Servicers also have a stake in the outcome. Tariffs affect more than finished appliances. Replacement parts, control boards, compressors, motors and metal components can all be exposed to import duties. If refund recovery helps parts suppliers ease cost pressure, service networks could benefit. If the process stalls, parts pricing may remain elevated.
- Importers should review entry records and coordinate with customs brokers on CAPE eligibility.
- Retailers should avoid assuming supplier refunds will translate into immediate wholesale or consumer price cuts.
- Servicers should monitor whether parts vendors adjust pricing or availability as refund claims move through the system.
- Consumers may see selective promotions, but direct refunds for past appliance purchases appear unlikely in most cases.
What comes next
The next major question is how the appeal affects entries outside the first CAPE phase.

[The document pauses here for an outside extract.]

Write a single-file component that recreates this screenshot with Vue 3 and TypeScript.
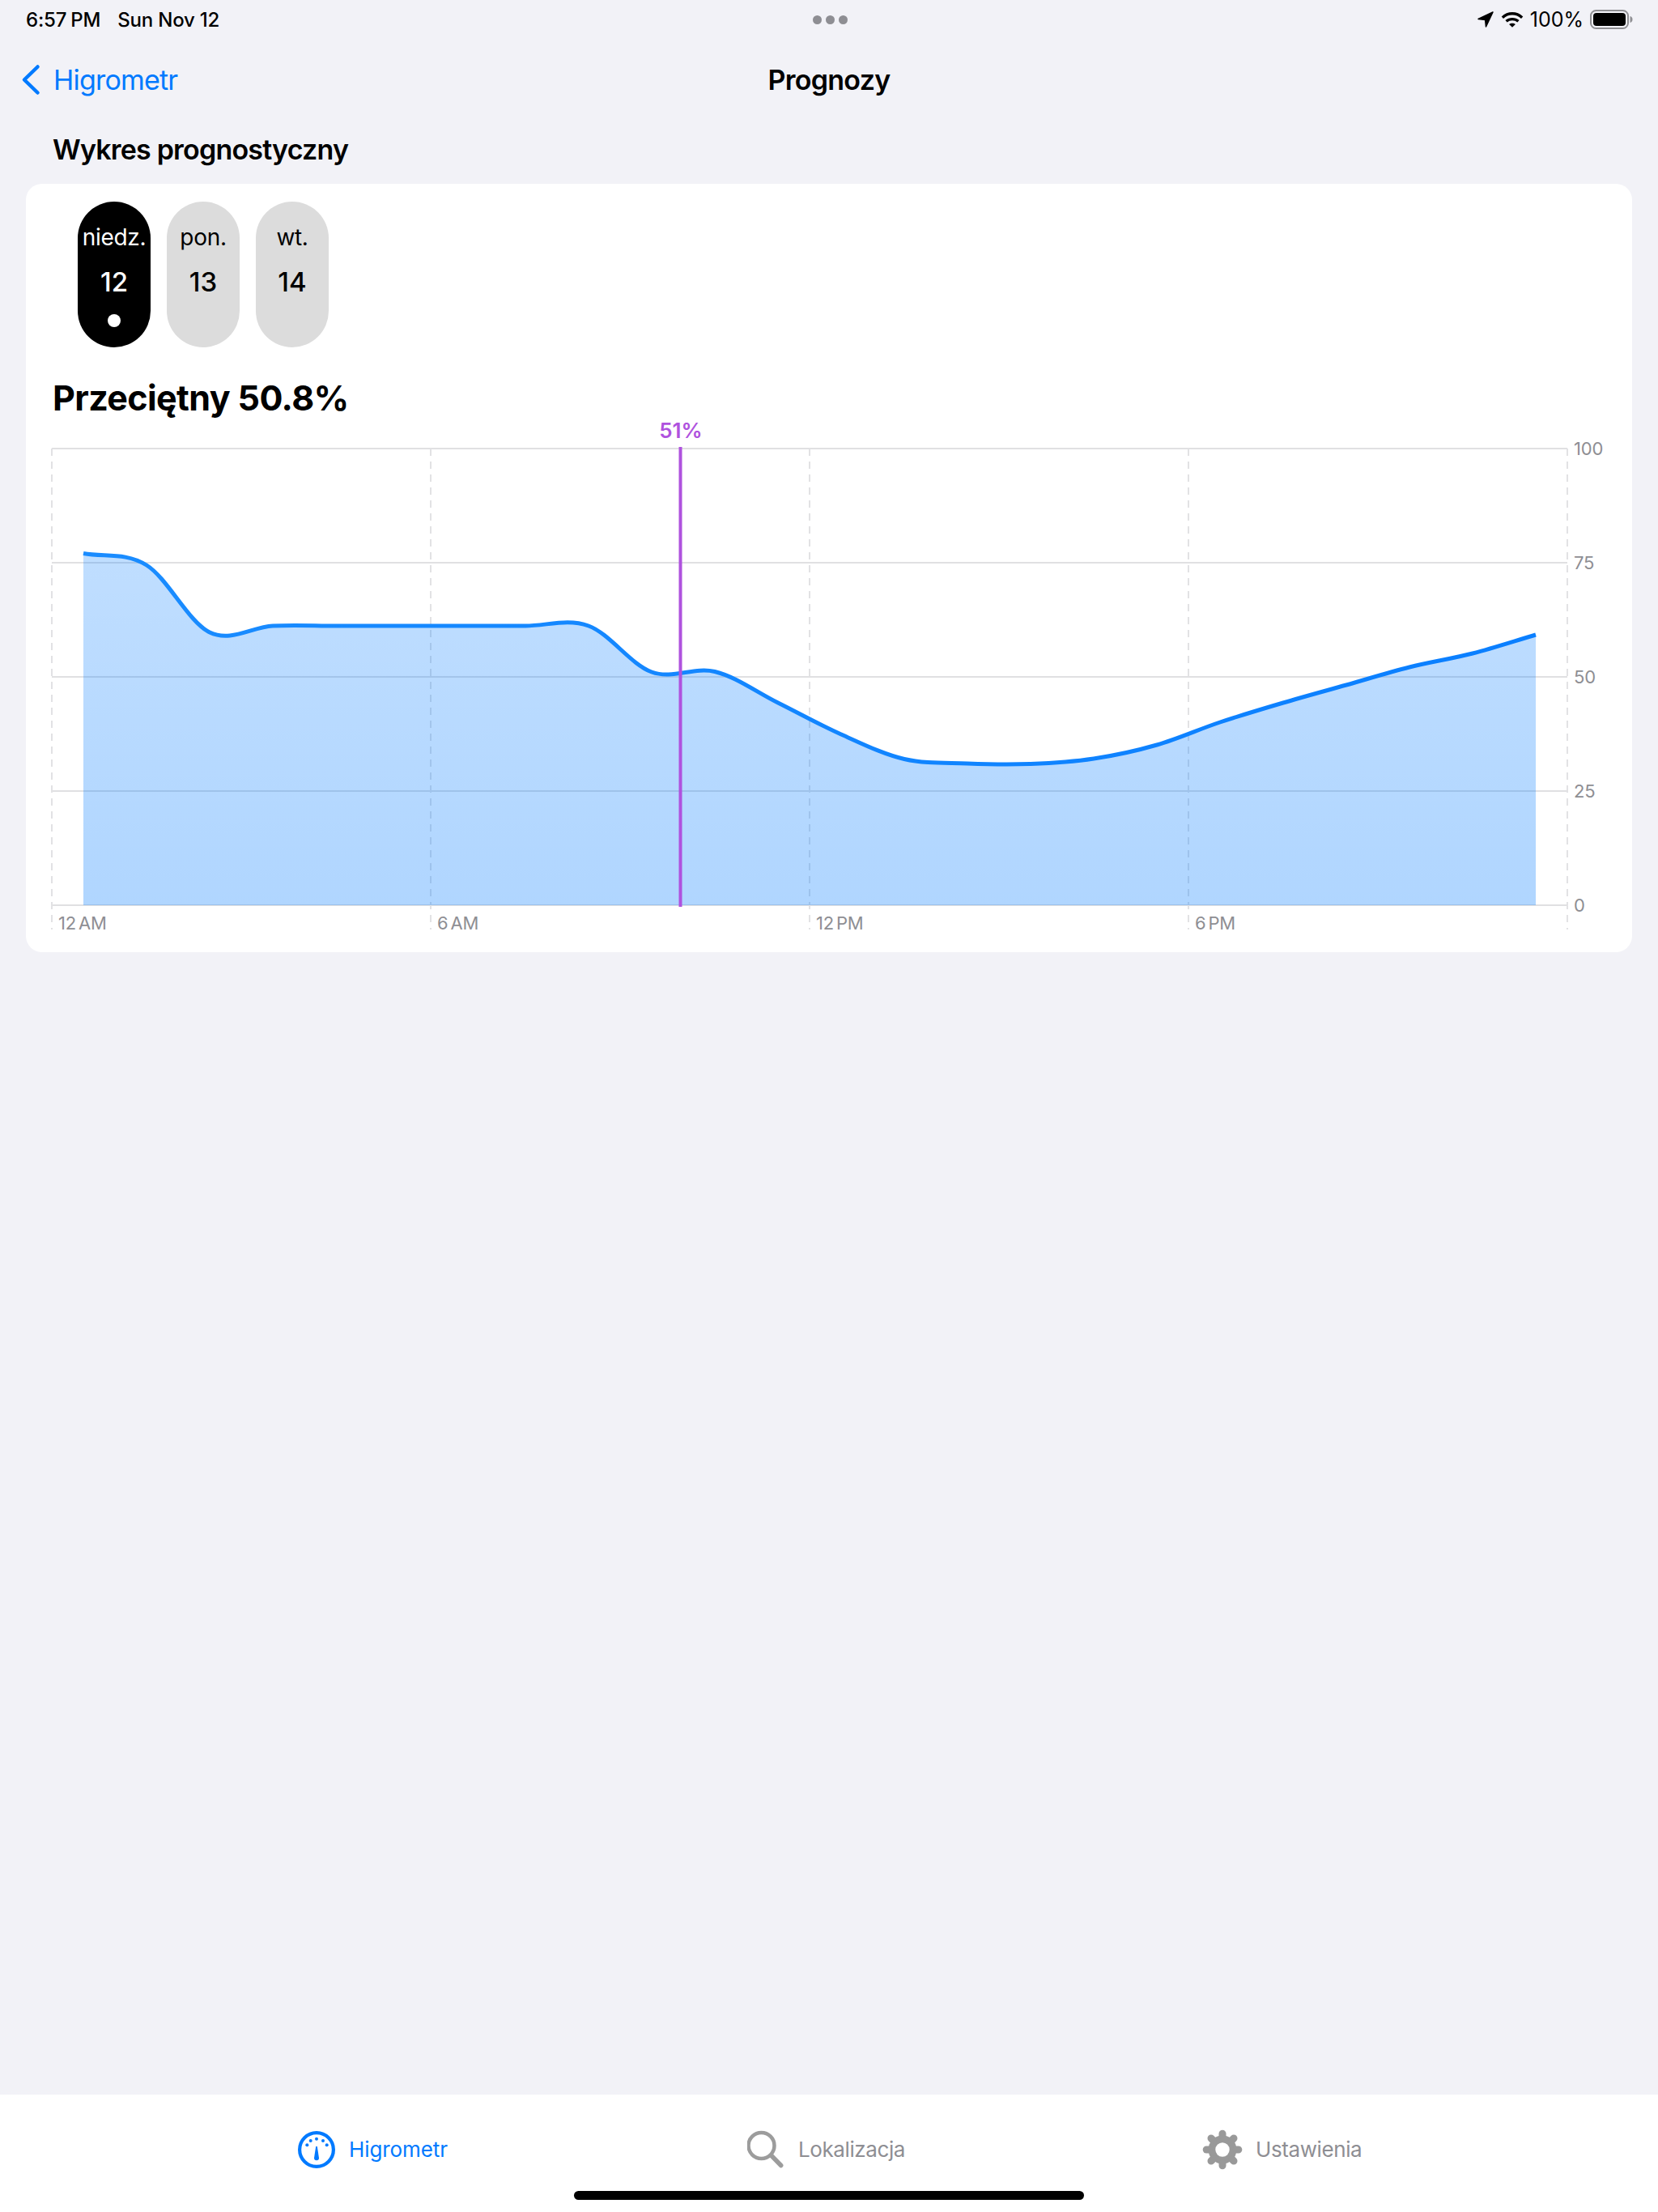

If the government’s position prevails, some importers may need to bring individual actions in the Court of International Trade to recover money tied to finally liquidated entries. That would add cost, time and uncertainty — especially for smaller importers with lower-value claims.
The broader pricing picture also depends on replacement tariffs and trade-policy timing. If companies expect duties to return under different legal authority, they may be reluctant to cut prices only to raise them again later.
For the appliance industry, the refund fight is less a clean windfall than a balance-sheet and planning issue. Money returned to importers may help repair past margin damage, but the benefit will move unevenly through the channel. Dealers, distributors and servicers should watch refund timing, supplier communications and parts pricing closely through the summer.
The final test will be whether tariff relief shows up where appliance businesses and households can feel it: steadier wholesale costs, more predictable parts pricing, stronger promotional support and fewer surprise increases on products already pressured by freight, materials and financing costs.